In another clue, JP Morgan made its gamble by betting on corporate bonds – which means the bank must have believed that this credit crisis would not just affect the obvious suspects – Spain, Greece, and Europe – but also large corporations. (In fact, JP Morgan’s bet had a good opportunity to distort the market for corporate debt — not just through its own actions, but also because its giant bet made the bank a giant target and spurred hedge funds to jump into the market and buy the underlying corporate bonds to bet against JP Morgan. That was an easy consequence to foresee with a big trade and, if the circumstances were right in the financial markets, could have caused a panic on its own, as I discussed with Lauren Lyster at Capital Account on Wednesday.)
JP Morgan is also stubbornly clinging to the bet. Bruno Michel Iksil, the trader who was dubbed the London Whale, is still at the bank, temporarily, but there’s no indication that JP Morgan is unwinding the trade. On the contrary, Dimon has publicly said in the firm’s conference call that he’s willing – and expects – to keep bearing the losses.
In short, JP Morgan heard 2008 rattling its chains. And on that front, the bank may not be wrong. The drumbeat of a global financial crisis is getting louder and closer; in fact, we’re probably already in it. Consider the evidence:
- Greek elections this weekend are throwing the entire Eurozone into existential and financial turmoil. If an anti-austerity party in Greece wins this weekend, the country may be a prime candidate to exit the euro. Financial panic is sure to ensue. The week has already brought two pre-emptive bailouts: $125 billion to Spain’s banks – which failed because it ended up raising the country’s borrowing costs and debt to record levels – and 100 billion in England (which will actually take effect June 20). Cyprus is considering a bailout soon, but it knows the EU has no money so it’s also thinking of asking Russia and China for money.
- Central banks are preparing for unified action and bailouts galore. 2008’s bailout architects in the U.S. – including Hank Paulson, Tim Geithner and Neel Kashkari – had an impromptu reunion to plan and/or grouse about Europe in early June. This week, Ben Bernanke told Congress he was worried not just about the fiscal cliff, but about Europe. Today, European Central Bank chief Mario Draghi said the bank – remarkably loath to commit to action over the past few months – is prepared to mobilize if there is a financial crisis. And as the eurocrisis deepens and it may become harder to borrow money in the markets, some analysts predict that the Federal Reserve will extend or create new stimulus.

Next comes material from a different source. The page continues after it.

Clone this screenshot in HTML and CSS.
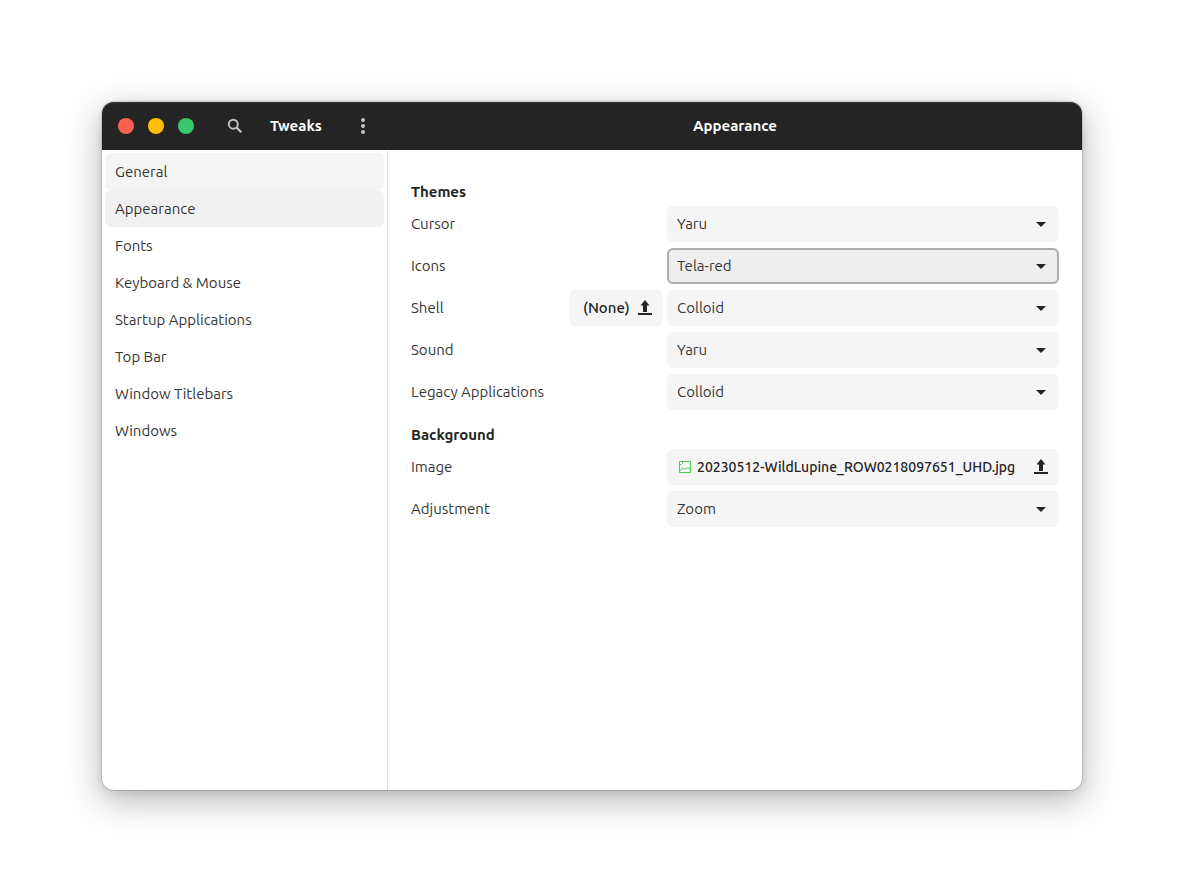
FILE: index.html
```
<!DOCTYPE html>
<html lang="en">
<head>
<meta charset="utf-8">
<title>Tweaks</title>
<link rel="stylesheet" href="styles.css">
</head>
<body>
<main class="window">
  <header class="titlebar">
    <div class="titlebar-side">
      <div class="window-controls">
        <button class="control close" aria-label="Close"></button>
        <button class="control minimize" aria-label="Minimize"></button>
        <button class="control maximize" aria-label="Maximize"></button>
      </div>
      <button class="icon-button" aria-label="Search">
        <svg width="16" height="16" viewBox="0 0 16 16"><circle cx="6.3" cy="6.2" r="4.5" fill="none" stroke="currentColor" stroke-width="1.9"/><path d="M9.5 9.4 14.3 14.2" stroke="currentColor" stroke-width="2.2"/></svg>
      </button>
      <h1 class="title app-title">Tweaks</h1>
      <button class="icon-button" aria-label="Menu">
        <svg width="16" height="16" viewBox="0 0 16 16" fill="currentColor"><circle cx="8" cy="2" r="2"/><circle cx="8" cy="8" r="2"/><circle cx="8" cy="14" r="2"/></svg>
      </button>
    </div>
    <h2 class="title page-title">Appearance</h2>
  </header>
  <div class="body">
    <nav class="sidebar">
      <a class="nav-item hovered" href="#general">General</a>
      <a class="nav-item selected" href="#appearance" aria-current="page">Appearance</a>
      <a class="nav-item" href="#fonts">Fonts</a>
      <a class="nav-item" href="#keyboard">Keyboard &amp; Mouse</a>
      <a class="nav-item" href="#startup">Startup Applications</a>
      <a class="nav-item" href="#topbar">Top Bar</a>
      <a class="nav-item" href="#titlebars">Window Titlebars</a>
      <a class="nav-item" href="#windows">Windows</a>
    </nav>
    <div class="content">
      <section class="group">
        <h3 class="group-title">Themes</h3>
        <div class="rows">
          <div class="row">
            <label class="label" for="cursor">Cursor</label>
            <div class="dropdown"><select class="select" id="cursor"><option>Yaru</option></select><svg class="arrow" width="10" height="5" viewBox="0 0 10 5"><path d="M0 0h10L5 5z"/></svg></div>
          </div>
          <div class="row">
            <label class="label" for="icons">Icons</label>
            <div class="dropdown"><select class="select active" id="icons"><option>Tela-red</option></select><svg class="arrow" width="10" height="5" viewBox="0 0 10 5"><path d="M0 0h10L5 5z"/></svg></div>
          </div>
          <div class="row">
            <label class="label" for="shell">Shell</label>
            <button class="file-button compact"><span>(None)</span><svg width="14" height="16" viewBox="0 0 14 16"><path d="M7 0l4.500 5.500H9V12H5V5.500H2.500zM0 13h14v2H0z"/></svg></button>
            <div class="dropdown"><select class="select" id="shell"><option>Colloid</option></select><svg class="arrow" width="10" height="5" viewBox="0 0 10 5"><path d="M0 0h10L5 5z"/></svg></div>
          </div>
          <div class="row">
            <label class="label" for="sound">Sound</label>
            <div class="dropdown"><select class="select" id="sound"><option>Yaru</option></select><svg class="arrow" width="10" height="5" viewBox="0 0 10 5"><path d="M0 0h10L5 5z"/></svg></div>
          </div>
          <div class="row">
            <label class="label" for="legacy">Legacy Applications</label>
            <div class="dropdown"><select class="select" id="legacy"><option>Colloid</option></select><svg class="arrow" width="10" height="5" viewBox="0 0 10 5"><path d="M0 0h10L5 5z"/></svg></div>
          </div>
        </div>
      </section>
      <section class="group">
        <h3 class="group-title">Background</h3>
        <div class="rows">
          <div class="row">
            <label class="label" for="image">Image</label>
            <button class="file-button wide" id="image">
              <svg class="picture" width="12" height="12" viewBox="0 0 12 12" fill="none" stroke="currentColor"><path d="M.5.5h11v11H.5z"/><path d="M1 10l2.200-3.200L5 8.500l1.200-1.300 1 1L9.200 6l2.300 3.500M1 3.500h1.500l1-1V1" stroke-width=".9"/></svg>
              <span class="file-name">20230512-WildLupine_ROW0218097651_UHD.jpg</span>
              <svg width="14" height="16" viewBox="0 0 14 16"><path d="M7 0l4.500 5.500H9V12H5V5.500H2.500zM0 13h14v2H0z"/></svg>
            </button>
          </div>
          <div class="row">
            <label class="label" for="adjustment">Adjustment</label>
            <div class="dropdown"><select class="select" id="adjustment"><option>Zoom</option></select><svg class="arrow" width="10" height="5" viewBox="0 0 10 5"><path d="M0 0h10L5 5z"/></svg></div>
          </div>
        </div>
      </section>
    </div>
  </div>
</main>
</body>
</html>
```
FILE: styles.css
```
* { box-sizing: border-box; }

body {
  margin: 0;
  min-height: 100vh;
  padding: 102px;
  display: flex;
  background: #fff;
  color: #363636;
  font: 15px/20px Ubuntu, "Noto Sans", sans-serif;
}

button, select {
  margin: 0;
  border: 0;
  font: inherit;
  color: inherit;
}

.window {
  flex: 1;
  display: flex;
  flex-direction: column;
  border-radius: 12px;
  background: #fff;
  box-shadow: 0 0 0 1px rgba(0, 0, 0, .12), 0 10px 36px rgba(0, 0, 0, .3), 0 2px 8px rgba(0, 0, 0, .1);
}

.titlebar {
  display: flex;
  align-items: center;
  height: 48px;
  border-radius: 12px 12px 0 0;
  background: #242424;
  box-shadow: inset 0 1px #3a3a3a;
  color: #fff;
}

.titlebar-side {
  flex: none;
  display: flex;
  align-items: center;
  width: 286px;
  padding-left: 16px;
}

.window-controls {
  display: flex;
  gap: 14px;
  margin-right: 29px;
}

.control {
  width: 16px;
  height: 16px;
  padding: 0;
  border-radius: 50%;
}

.close { background: #fd5f51; }
.minimize { background: #febe04; }
.maximize { background: #38c76a; }

.icon-button {
  display: flex;
  padding: 4px;
  background: none;
  color: #c4c4c4;
}

.title {
  margin: 0;
  font-size: 15px;
  font-weight: 700;
  text-align: center;
}

.app-title {
  width: 98px;
  margin-right: 6px;
}

.page-title { flex: 1; }

.body {
  flex: 1;
  display: flex;
}

.sidebar {
  flex: none;
  width: 286px;
  padding: 3px;
  border-right: 1px solid #dedede;
}

.nav-item {
  display: flex;
  align-items: center;
  height: 37px;
  padding: 0 10px;
  border-radius: 6px;
  color: inherit;
  text-decoration: none;
}

.hovered { background: #f4f4f4; }
.selected { background: #f1f1f1; }

.content {
  flex: 1;
  display: flex;
  flex-direction: column;
  gap: 15px;
  padding: 32px 23px;
}

.group-title {
  margin: 0 0 4px;
  color: #242424;
  font-size: 15px;
  font-weight: 700;
}

.rows {
  display: grid;
  gap: 6px;
}

.row {
  display: flex;
  align-items: center;
  gap: 4px;
}

.label { flex: 1; }

.dropdown {
  position: relative;
  width: 392px;
}

.select {
  display: block;
  width: 100%;
  height: 36px;
  padding: 0 32px 0 10px;
  border-radius: 6px;
  background: #f5f5f5;
  appearance: none;
}

.select.active {
  background: #eee;
  box-shadow: inset 0 0 0 2px #adadad;
}

.arrow {
  position: absolute;
  top: 16px;
  right: 13px;
  fill: #242424;
  pointer-events: none;
}

.file-button {
  display: flex;
  align-items: center;
  height: 36px;
  border-radius: 6px;
  background: #f5f5f5;
  color: #242424;
  fill: #242424;
  font-weight: 500;
}

.compact {
  justify-content: space-between;
  width: 94px;
  padding: 0 11px 0 14px;
}

.wide {
  gap: 6px;
  width: 392px;
  padding: 0 11px 0 12px;
}

.picture {
  flex: none;
  color: #4ccb4f;
}

.file-name {
  flex: 1;
  font-size: 14px;
  text-align: left;
}
```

- The weaknesses of money-market funds have been flagged by regulators as a renewed danger to the financial system – to the tune of “a $2.7 trillion disaster.” Many financial regulators – and bankers – will never forget the run on money-market funds in 2008, which the scene for a run on the banks. In late 2011, money-market funds started pulling their money out of Eurozone banks to reduce their risks – a sure sign that those funds saw enormous bank losses coming in Europe. Still, money-market funds are huge investors in banks. Perhaps that’s why Securities and Exchange Commission chair Mary Schapiro has been on a crusade this year to reign in money-market funds. She wants to make sure the funds are better capitalized so they are able to meet redemptions without pulling their investments out of banks.
- The weaknesses and ill-preparation of banks are coming to the forefront again. The Governor of the Bank of England pleaded today for a “major recapitalization” of Europe’s banks. The Swiss central bank said in a report today that its two stalwarts, Credit Suisse and UBS have inadequate capital to withstand a crisis. I reported last week that one Nobel Prize winner, Robert Engle, had identified the systemic risk of major global banks and found U.S. banks roughly $500 billion short of the capital they would need to make it through a crisis. Moody’s is also concerned about banks; the ratings firm promised to embark on a series of downgrades – the most devastating of which would be against Morgan Stanley, which is the smallest of the big banks and would struggle to post more collateral and meet higher funding costs.
This witches’ brew of worry could persist for weeks and probably months in low- or mid-level crisis mode until a financial panic sets it off on the boil. That panic could come from the Greek elections, the U.S. “fiscal cliff” problems, or any kind of unexpected financial disaster.
No wonder JP Morgan is standing by its bet. It’s hard to argue right now that the bank was totally wrong.